TO DO: Locate the word "styles" in the entries below, then gather every line that holds it.

== INFORMATION PROVIDED ==

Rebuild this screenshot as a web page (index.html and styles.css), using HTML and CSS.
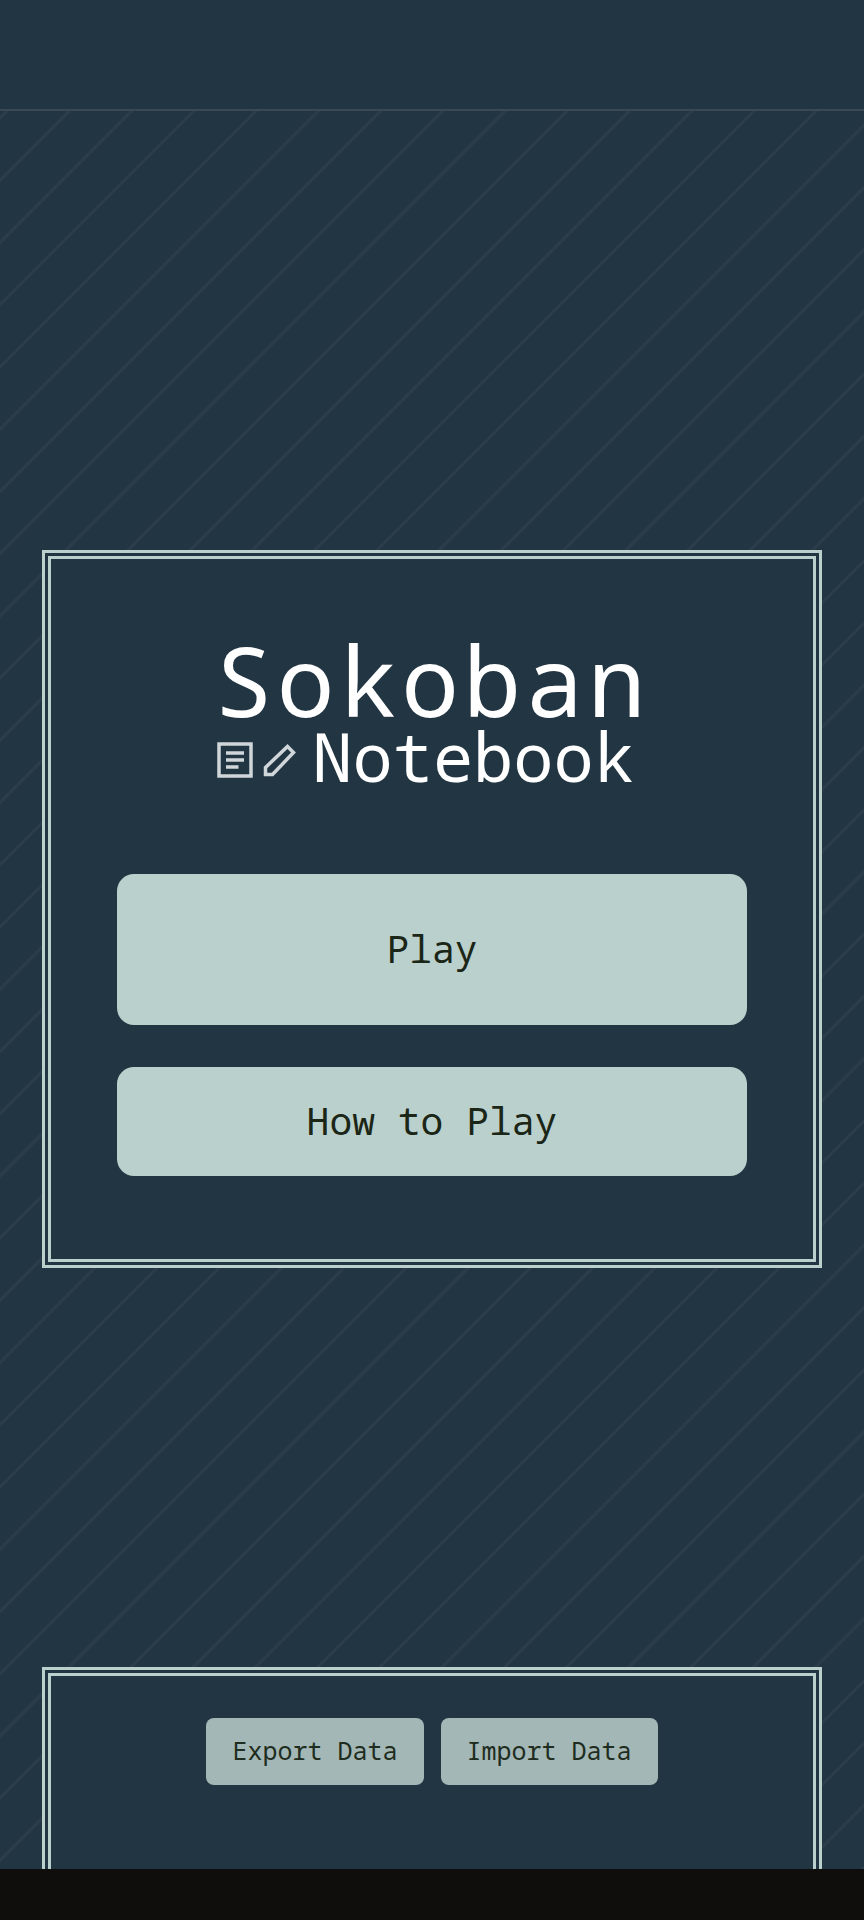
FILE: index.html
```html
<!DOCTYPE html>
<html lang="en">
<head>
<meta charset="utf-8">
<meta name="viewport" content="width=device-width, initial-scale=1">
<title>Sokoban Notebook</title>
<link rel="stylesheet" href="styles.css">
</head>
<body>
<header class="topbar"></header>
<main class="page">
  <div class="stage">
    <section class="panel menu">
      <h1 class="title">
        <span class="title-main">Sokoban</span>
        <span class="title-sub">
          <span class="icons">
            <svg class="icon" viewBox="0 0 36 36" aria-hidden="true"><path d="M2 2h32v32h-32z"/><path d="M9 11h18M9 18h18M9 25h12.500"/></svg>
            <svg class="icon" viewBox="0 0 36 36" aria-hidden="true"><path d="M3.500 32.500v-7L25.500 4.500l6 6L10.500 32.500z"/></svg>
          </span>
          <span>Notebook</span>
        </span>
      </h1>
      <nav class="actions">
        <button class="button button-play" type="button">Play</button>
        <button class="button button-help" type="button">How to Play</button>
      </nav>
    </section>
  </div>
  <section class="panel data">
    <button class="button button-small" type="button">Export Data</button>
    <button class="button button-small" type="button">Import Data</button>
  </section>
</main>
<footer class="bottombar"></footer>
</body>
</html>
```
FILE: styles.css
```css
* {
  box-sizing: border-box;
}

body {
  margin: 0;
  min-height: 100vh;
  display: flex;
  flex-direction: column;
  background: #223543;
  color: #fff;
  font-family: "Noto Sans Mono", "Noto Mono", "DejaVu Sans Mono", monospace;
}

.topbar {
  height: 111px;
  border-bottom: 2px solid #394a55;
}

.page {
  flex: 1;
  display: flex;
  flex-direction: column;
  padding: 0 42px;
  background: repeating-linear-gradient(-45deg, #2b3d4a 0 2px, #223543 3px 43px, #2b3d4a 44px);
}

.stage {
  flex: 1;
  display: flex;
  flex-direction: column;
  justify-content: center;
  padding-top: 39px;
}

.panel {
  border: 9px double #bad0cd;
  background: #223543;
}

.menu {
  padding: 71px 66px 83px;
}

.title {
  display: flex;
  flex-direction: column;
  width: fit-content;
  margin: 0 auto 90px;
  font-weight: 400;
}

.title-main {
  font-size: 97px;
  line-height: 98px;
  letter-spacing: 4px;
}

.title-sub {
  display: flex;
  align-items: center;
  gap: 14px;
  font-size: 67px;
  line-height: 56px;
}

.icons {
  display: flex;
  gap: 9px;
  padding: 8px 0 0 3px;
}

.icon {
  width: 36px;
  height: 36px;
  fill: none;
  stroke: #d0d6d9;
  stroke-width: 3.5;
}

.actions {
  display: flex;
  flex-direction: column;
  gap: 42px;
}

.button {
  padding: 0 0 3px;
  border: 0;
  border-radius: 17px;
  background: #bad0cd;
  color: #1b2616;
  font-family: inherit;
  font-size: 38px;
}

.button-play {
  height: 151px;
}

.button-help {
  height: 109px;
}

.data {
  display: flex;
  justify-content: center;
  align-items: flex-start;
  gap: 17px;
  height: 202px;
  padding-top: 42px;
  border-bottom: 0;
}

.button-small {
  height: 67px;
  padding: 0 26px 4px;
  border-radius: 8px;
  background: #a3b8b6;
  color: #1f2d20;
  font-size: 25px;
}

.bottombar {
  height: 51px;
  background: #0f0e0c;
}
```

===
== INFORMATION PROVIDED ==

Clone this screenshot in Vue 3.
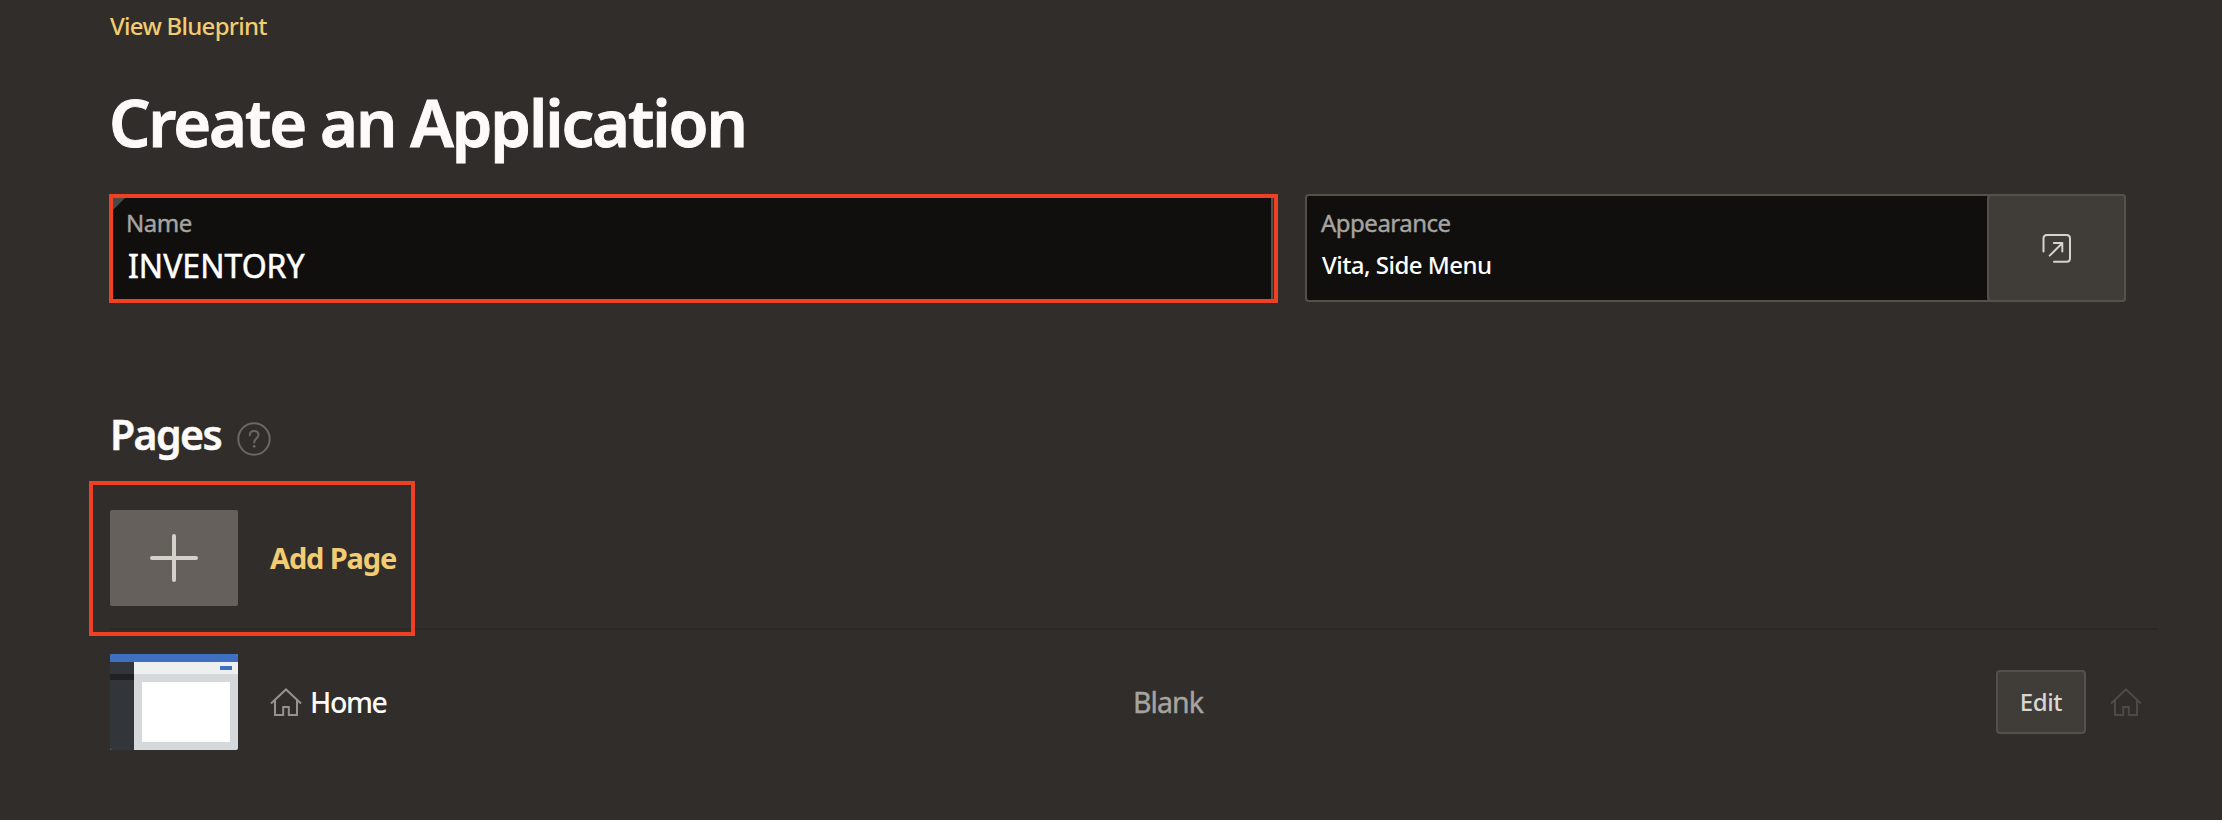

===

SOLUTION:
Rebuild this screenshot as a web page (index.html and styles.css), using HTML and CSS.
<link rel="stylesheet" href="styles.css">
FILE: styles.css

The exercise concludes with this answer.